_DIRECTIONS_:
Compile every line that includes the word "Reproduce".

_INPUT DATA_:

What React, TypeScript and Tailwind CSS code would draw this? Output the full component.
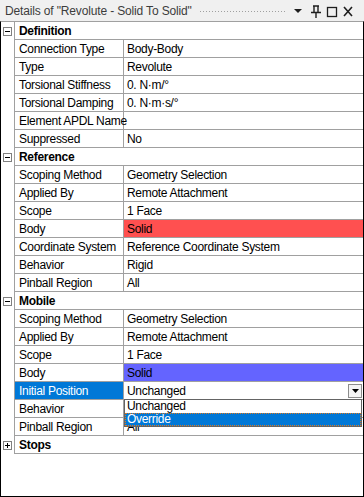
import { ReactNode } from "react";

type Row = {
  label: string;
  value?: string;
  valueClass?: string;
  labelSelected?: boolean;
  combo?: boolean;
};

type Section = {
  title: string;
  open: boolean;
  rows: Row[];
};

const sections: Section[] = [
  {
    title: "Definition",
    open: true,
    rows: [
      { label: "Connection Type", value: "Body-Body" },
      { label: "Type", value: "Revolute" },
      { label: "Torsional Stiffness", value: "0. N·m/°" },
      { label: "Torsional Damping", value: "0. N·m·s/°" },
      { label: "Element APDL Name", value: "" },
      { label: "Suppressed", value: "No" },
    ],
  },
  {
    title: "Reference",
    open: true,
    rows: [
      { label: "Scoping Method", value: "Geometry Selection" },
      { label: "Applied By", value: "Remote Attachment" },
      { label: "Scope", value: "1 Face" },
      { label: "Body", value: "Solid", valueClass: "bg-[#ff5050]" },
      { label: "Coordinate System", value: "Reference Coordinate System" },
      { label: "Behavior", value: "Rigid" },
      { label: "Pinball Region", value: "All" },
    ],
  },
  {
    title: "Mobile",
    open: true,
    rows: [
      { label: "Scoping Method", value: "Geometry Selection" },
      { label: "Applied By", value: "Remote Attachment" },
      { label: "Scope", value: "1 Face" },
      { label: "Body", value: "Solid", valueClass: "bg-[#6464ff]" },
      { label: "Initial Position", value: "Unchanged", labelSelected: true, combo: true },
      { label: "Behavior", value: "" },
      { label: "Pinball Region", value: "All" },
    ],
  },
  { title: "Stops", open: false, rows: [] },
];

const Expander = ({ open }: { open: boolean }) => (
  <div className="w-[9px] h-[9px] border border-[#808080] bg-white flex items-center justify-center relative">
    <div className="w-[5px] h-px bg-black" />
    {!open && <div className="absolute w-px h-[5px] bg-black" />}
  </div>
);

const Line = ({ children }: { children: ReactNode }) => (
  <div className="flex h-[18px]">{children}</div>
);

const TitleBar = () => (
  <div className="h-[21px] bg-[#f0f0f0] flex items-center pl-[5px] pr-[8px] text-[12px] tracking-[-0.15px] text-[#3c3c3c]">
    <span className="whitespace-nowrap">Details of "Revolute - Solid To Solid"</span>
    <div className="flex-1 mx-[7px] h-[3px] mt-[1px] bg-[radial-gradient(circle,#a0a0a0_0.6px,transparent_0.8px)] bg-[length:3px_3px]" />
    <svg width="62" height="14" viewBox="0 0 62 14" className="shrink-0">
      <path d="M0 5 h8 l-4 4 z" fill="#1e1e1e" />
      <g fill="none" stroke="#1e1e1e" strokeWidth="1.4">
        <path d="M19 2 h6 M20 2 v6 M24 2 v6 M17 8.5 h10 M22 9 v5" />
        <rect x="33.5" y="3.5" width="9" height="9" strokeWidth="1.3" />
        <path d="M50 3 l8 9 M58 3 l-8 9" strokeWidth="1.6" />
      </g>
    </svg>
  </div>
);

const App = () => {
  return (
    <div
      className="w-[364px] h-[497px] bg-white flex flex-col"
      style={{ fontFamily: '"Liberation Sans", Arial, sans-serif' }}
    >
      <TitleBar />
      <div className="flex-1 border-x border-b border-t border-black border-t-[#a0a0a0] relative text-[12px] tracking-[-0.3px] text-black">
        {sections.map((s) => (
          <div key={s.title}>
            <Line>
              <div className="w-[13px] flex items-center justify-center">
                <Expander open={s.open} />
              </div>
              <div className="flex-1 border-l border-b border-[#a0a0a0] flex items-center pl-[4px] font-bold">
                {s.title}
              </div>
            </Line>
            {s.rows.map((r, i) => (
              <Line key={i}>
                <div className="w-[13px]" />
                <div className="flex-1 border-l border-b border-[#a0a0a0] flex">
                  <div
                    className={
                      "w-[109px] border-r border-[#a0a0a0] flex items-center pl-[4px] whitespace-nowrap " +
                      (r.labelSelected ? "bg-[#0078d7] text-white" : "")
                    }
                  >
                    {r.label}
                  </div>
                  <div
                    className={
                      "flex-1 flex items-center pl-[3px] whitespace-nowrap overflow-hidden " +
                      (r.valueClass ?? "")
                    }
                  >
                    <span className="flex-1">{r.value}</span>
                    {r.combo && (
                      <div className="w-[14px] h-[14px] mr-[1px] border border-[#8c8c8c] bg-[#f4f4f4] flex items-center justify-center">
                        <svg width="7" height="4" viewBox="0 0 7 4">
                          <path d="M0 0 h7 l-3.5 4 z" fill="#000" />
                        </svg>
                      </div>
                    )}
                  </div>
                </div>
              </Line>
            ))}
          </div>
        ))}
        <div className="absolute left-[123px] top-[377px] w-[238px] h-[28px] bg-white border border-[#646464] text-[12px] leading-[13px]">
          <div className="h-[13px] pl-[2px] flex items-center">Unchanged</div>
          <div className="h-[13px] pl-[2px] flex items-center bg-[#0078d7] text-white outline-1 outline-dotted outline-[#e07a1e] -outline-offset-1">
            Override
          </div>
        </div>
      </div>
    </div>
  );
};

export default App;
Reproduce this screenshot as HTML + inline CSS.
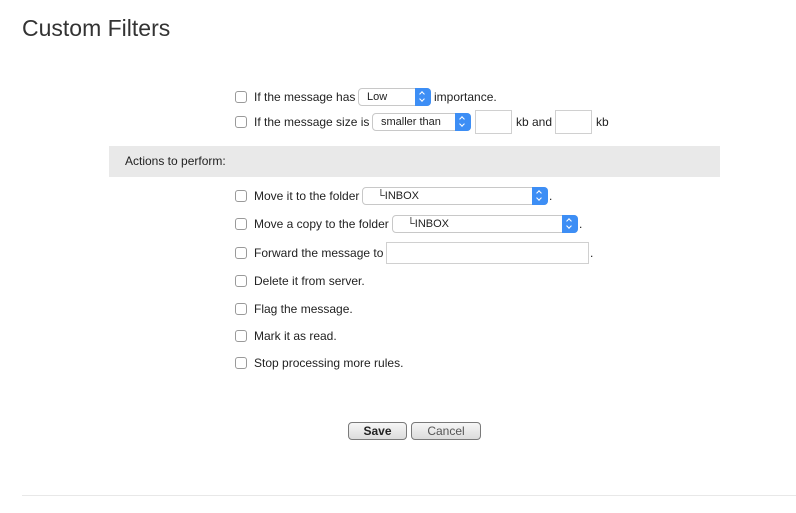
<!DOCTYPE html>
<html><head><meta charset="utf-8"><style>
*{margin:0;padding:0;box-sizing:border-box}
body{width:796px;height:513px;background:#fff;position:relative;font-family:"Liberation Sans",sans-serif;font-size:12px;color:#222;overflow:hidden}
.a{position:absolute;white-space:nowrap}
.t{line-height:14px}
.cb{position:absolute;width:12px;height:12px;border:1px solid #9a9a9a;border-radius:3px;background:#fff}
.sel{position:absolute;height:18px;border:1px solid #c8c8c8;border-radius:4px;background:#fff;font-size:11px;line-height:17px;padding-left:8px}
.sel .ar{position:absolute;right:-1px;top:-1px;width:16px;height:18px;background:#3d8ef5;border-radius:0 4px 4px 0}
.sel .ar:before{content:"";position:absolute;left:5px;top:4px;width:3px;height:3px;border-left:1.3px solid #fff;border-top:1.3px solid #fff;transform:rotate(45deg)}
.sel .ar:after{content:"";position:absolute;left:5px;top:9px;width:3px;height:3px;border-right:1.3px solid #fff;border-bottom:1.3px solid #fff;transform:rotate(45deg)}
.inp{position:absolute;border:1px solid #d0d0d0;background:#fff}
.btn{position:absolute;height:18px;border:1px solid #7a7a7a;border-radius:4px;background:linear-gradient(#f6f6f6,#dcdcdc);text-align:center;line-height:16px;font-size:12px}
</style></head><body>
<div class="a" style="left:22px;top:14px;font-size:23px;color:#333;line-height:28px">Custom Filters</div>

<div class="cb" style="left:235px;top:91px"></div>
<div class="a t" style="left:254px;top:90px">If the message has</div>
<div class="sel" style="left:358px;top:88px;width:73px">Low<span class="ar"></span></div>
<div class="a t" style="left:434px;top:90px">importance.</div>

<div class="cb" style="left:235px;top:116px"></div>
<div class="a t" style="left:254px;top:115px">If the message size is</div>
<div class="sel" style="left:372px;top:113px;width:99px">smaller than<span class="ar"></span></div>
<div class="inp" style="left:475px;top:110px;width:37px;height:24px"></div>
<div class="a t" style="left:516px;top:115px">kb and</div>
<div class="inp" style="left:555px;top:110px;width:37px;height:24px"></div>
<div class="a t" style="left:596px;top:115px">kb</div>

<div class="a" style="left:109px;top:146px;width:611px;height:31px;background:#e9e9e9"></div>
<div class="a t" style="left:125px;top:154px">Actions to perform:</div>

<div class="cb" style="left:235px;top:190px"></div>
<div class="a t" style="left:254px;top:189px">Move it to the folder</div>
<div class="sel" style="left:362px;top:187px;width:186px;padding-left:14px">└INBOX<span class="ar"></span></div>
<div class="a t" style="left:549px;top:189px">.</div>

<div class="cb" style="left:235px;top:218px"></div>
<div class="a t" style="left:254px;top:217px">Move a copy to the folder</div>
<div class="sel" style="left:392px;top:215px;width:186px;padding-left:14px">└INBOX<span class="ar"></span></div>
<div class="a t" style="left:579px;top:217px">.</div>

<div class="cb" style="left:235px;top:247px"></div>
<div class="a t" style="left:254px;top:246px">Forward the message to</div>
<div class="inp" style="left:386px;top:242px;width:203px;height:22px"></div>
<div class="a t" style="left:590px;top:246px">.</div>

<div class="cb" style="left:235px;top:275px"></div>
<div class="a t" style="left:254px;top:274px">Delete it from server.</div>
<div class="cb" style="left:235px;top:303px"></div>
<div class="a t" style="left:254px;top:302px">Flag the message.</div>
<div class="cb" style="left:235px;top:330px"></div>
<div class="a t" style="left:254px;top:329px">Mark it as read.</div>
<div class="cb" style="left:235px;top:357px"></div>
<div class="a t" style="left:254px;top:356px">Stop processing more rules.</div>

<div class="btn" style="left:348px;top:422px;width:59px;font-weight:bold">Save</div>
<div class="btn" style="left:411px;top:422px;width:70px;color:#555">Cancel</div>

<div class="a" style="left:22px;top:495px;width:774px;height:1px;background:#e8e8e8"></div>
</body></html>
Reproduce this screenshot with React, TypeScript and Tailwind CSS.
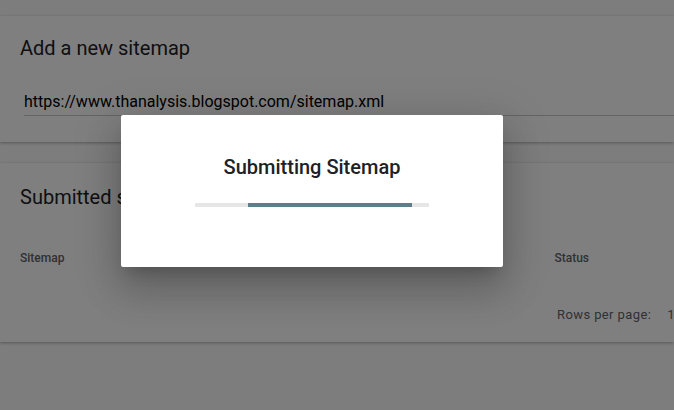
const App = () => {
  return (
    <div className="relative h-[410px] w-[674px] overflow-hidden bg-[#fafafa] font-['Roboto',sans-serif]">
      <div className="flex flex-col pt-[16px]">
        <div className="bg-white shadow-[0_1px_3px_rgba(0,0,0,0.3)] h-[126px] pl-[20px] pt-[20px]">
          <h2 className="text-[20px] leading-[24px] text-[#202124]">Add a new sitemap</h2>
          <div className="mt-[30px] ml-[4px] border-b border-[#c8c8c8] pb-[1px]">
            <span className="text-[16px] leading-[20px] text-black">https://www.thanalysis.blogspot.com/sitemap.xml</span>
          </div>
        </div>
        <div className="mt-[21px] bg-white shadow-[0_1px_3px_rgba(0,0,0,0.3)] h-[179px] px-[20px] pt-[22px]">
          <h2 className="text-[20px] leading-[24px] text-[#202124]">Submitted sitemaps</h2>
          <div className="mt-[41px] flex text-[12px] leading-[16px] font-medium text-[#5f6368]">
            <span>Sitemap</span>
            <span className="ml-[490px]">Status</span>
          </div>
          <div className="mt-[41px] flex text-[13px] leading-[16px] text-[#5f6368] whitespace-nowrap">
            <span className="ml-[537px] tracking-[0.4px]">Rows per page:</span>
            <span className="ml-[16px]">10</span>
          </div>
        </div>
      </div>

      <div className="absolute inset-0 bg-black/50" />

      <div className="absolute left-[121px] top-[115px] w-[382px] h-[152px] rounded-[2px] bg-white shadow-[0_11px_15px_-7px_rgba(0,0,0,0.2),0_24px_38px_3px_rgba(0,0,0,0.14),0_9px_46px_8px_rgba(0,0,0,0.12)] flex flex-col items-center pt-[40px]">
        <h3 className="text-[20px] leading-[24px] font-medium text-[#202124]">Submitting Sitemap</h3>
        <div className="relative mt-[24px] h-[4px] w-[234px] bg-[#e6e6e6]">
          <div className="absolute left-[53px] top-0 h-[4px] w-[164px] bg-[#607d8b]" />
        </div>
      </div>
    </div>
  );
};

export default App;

_EXERCISE RESPONSE_:
Reproduce this screenshot as HTML + inline CSS.
Reproduce this screenshot with React, TypeScript and Tailwind CSS.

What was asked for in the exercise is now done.